Annarita però sceglie di andarsene senza far rumore, e sopratutto senza denunciare l’accaduto: «Sarebbe stato giusto e doveroso farlo come questione di principio, è vero: ma non avevo la disponibilità mentale di seguire questa cosa, ero presa dal percorso giornalistico che stavo intraprendendo. Forse è stata una leggerezza: ma a dirla tutta non mi sarebbe servito, e poi non volevo bruciarmi una collaborazione che sarebbe potuta proseguire, come infatti è avvenuto». Annarita non è pentita di aver taciuto: «Sostanzialmente a me della casa editrice interessava poco, era - ed è - giusto un modo per racimolare qualche entrata extra, perchè in realtà io voglio fare la giornalista.
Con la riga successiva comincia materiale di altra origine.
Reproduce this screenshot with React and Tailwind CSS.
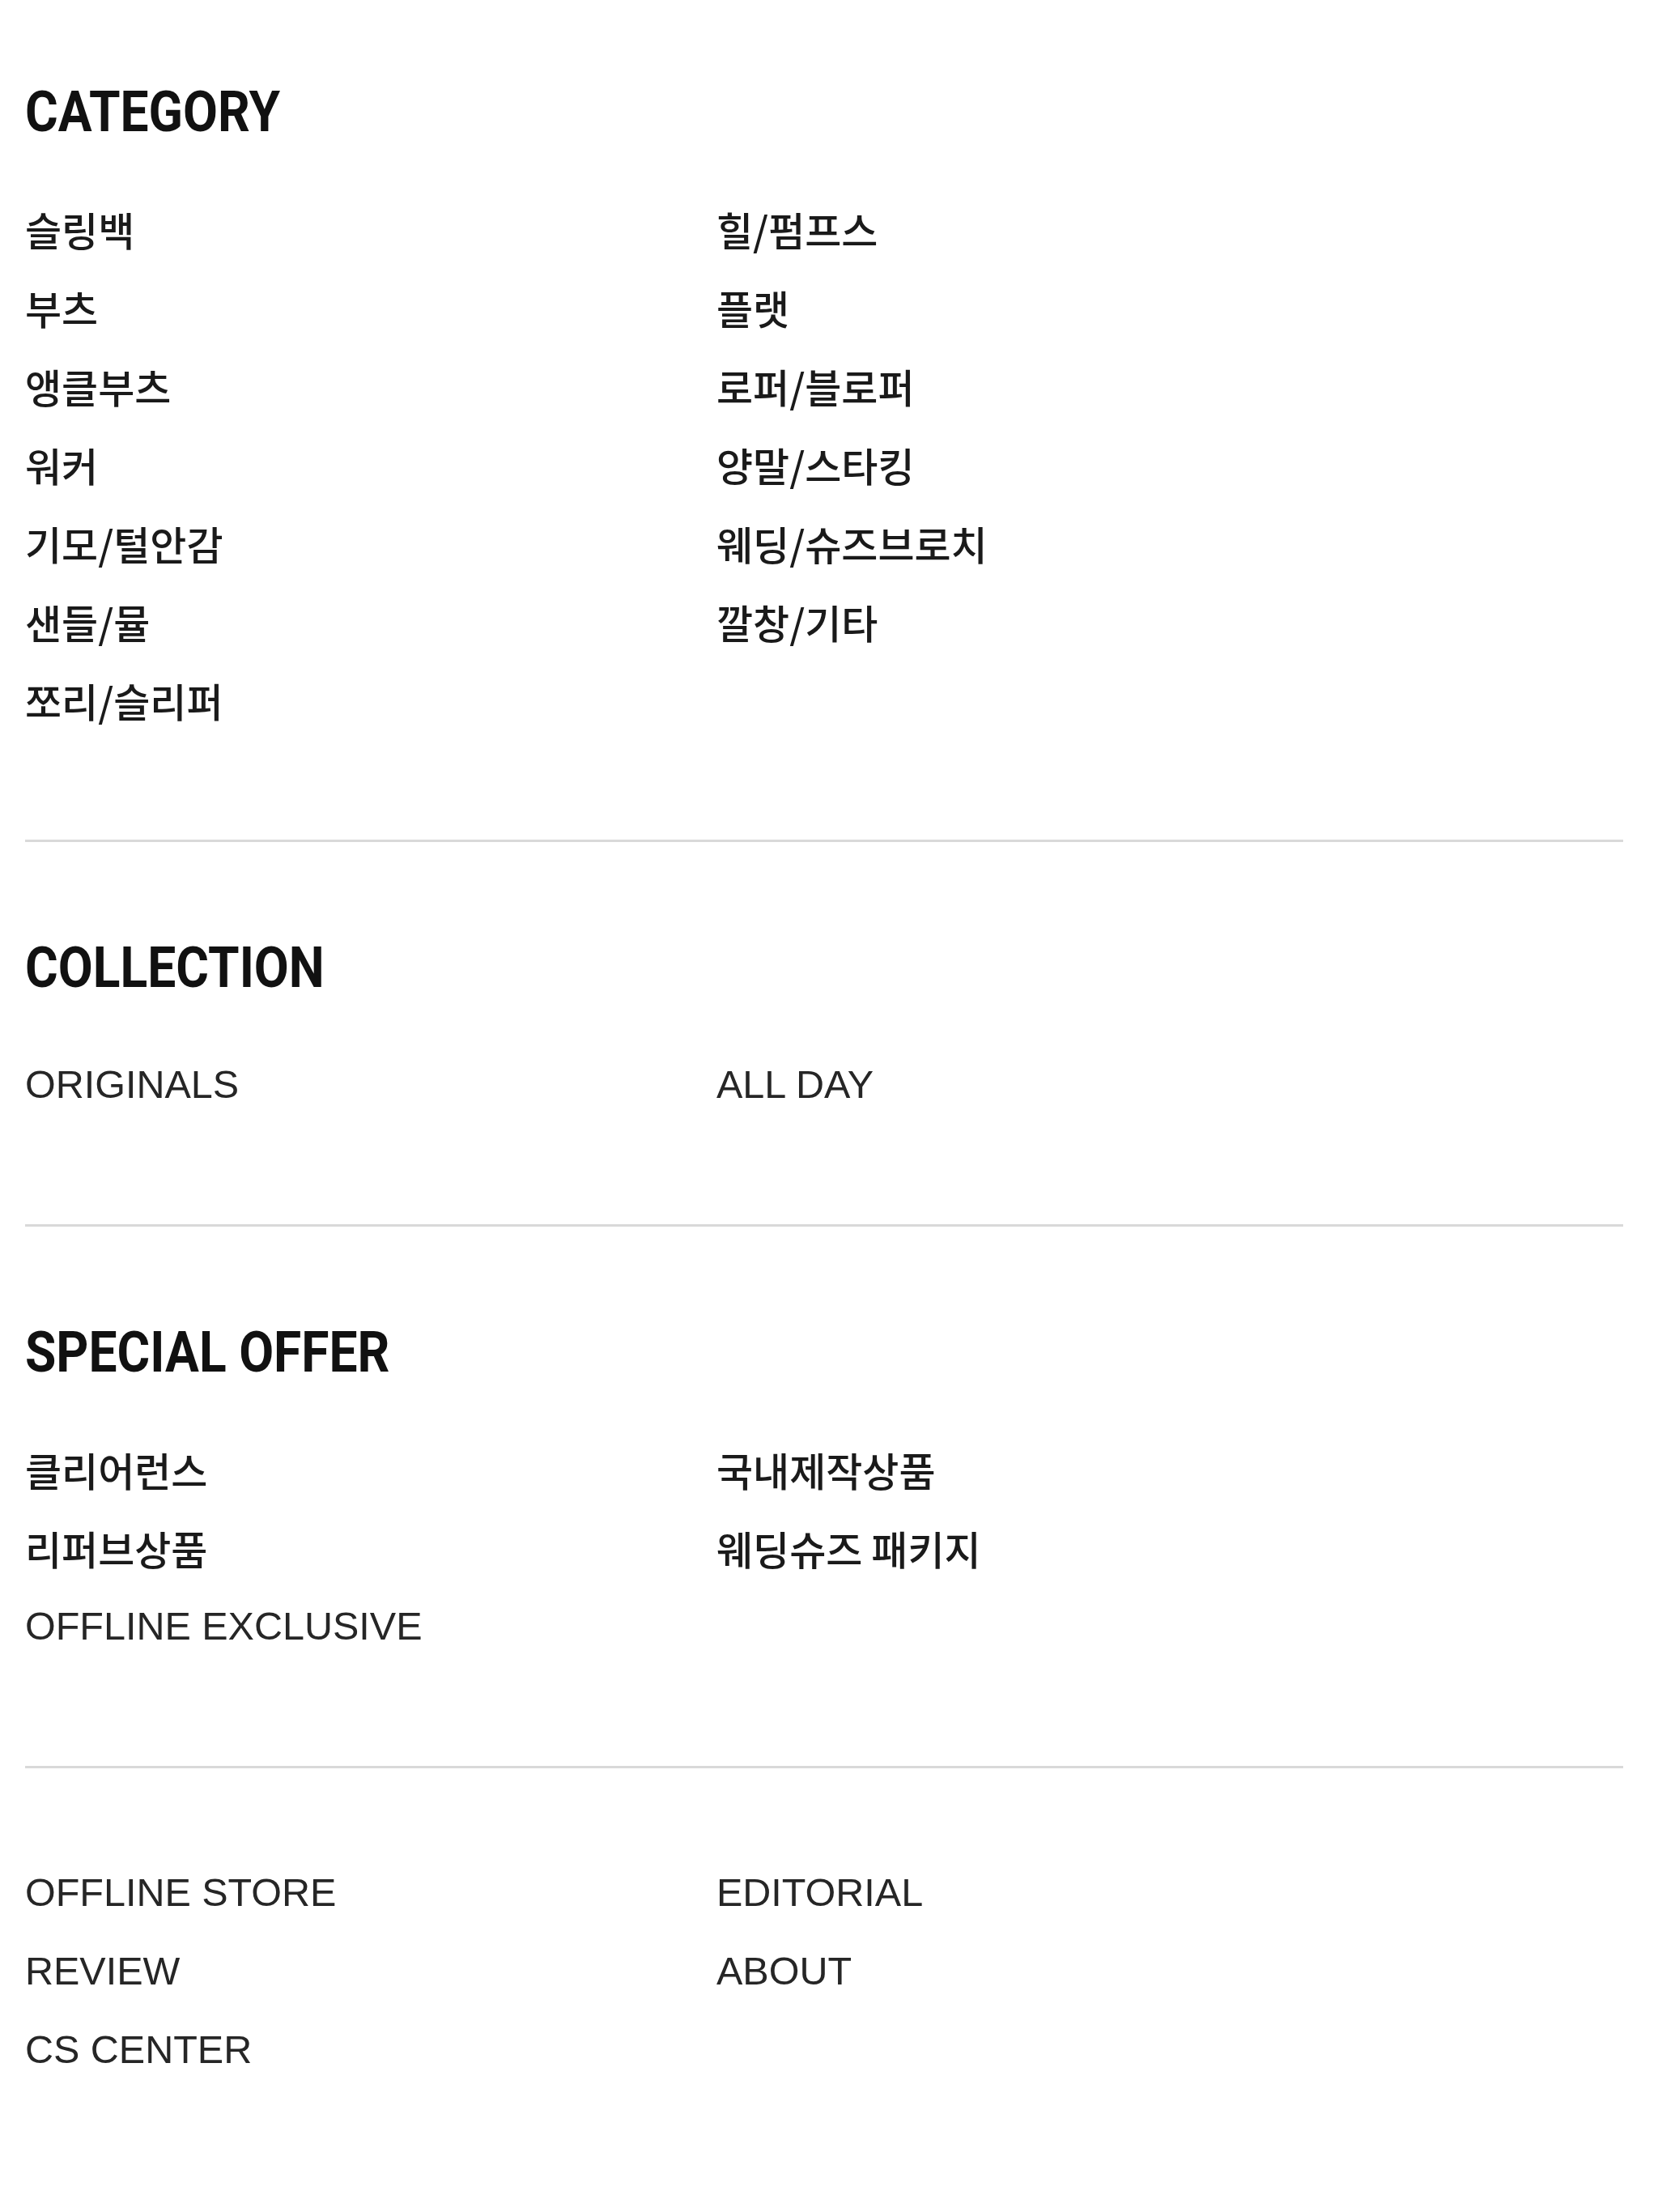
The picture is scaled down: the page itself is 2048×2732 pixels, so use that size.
import React from "react";

const sections = [
  {
    title: "CATEGORY",
    items: [
      "슬링백", "힐/펌프스",
      "부츠", "플랫",
      "앵클부츠", "로퍼/블로퍼",
      "워커", "양말/스타킹",
      "기모/털안감", "웨딩/슈즈브로치",
      "샌들/뮬", "깔창/기타",
      "쪼리/슬리퍼",
    ],
  },
  {
    title: "COLLECTION",
    items: ["ORIGINALS", "ALL DAY"],
  },
  {
    title: "SPECIAL OFFER",
    items: ["클리어런스", "국내제작상품", "리퍼브상품", "웨딩슈즈 패키지", "OFFLINE EXCLUSIVE"],
  },
  {
    title: null,
    items: ["OFFLINE STORE", "EDITORIAL", "REVIEW", "ABOUT", "CS CENTER"],
  },
];

const isKorean = (text) => /[\uac00-\ud7a3]/.test(text);

const MenuItem = ({ label }) => {
  // korean labels use the CJK face, latin ones an Arial-width face
  if (isKorean(label)) {
    return (
      <a
        href="#"
        className="block h-[97px] leading-[97px] text-[49px] font-medium text-[#1a1a1a] font-['Noto_Sans_CJK_KR',sans-serif] whitespace-nowrap"
      >
        {label}
      </a>
    );
  }
  return (
    <a
      href="#"
      className="block h-[97px] leading-[97px] text-[48.5px] text-[#262626] font-['Liberation_Sans',Arial,sans-serif] whitespace-nowrap"
    >
      {label}
    </a>
  );
};

const Section = ({ title, items, last }) => {
  return (
    <section
      className={`${title ? "pt-[120px]" : "pt-[105px]"} ${
        last ? "pb-[150px]" : "pb-[124px] border-b-[3px] border-[#d9d9d9]"
      }`}
    >
      {title && (
        <h2 className="h-[70px] leading-[70px] mb-[61px] text-[70px] font-bold text-[#111111] font-['Roboto',sans-serif] origin-left scale-x-[0.89] whitespace-nowrap">
          {title}
        </h2>
      )}
      <ul className="grid grid-cols-[854px_1fr]">
        {items.map((item) => (
          <li key={item}>
            <MenuItem label={item} />
          </li>
        ))}
      </ul>
    </section>
  );
};

export default function App() {
  return (
    <div className="min-h-screen bg-white">
      <nav className="pl-[31px] pr-[43px] [&>section:first-child]:pt-[103px]">
        {sections.map((s, i) => (
          <Section
            key={s.title ?? "etc"}
            title={s.title}
            items={s.items}
            last={i === sections.length - 1}
          />
        ))}
      </nav>
    </div>
  );
}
Secondo me si deve essere rigorosi e indisponibili a compromessi quando si agisce nel proprio ambito lavorativo: se mi avessero fatto questo giochetto in una redazione giornalistica sarei andata dritta alla Fnsi, alla Nidil Cgil che è il sindacato per il lavoro flessibile, magari anche agli ispettori del lavoro». Ma dato che, in fondo, del posto alla casa editrice non le importava, ha preferito soprassedere. E la casa editrice, così, è rimasta impunita.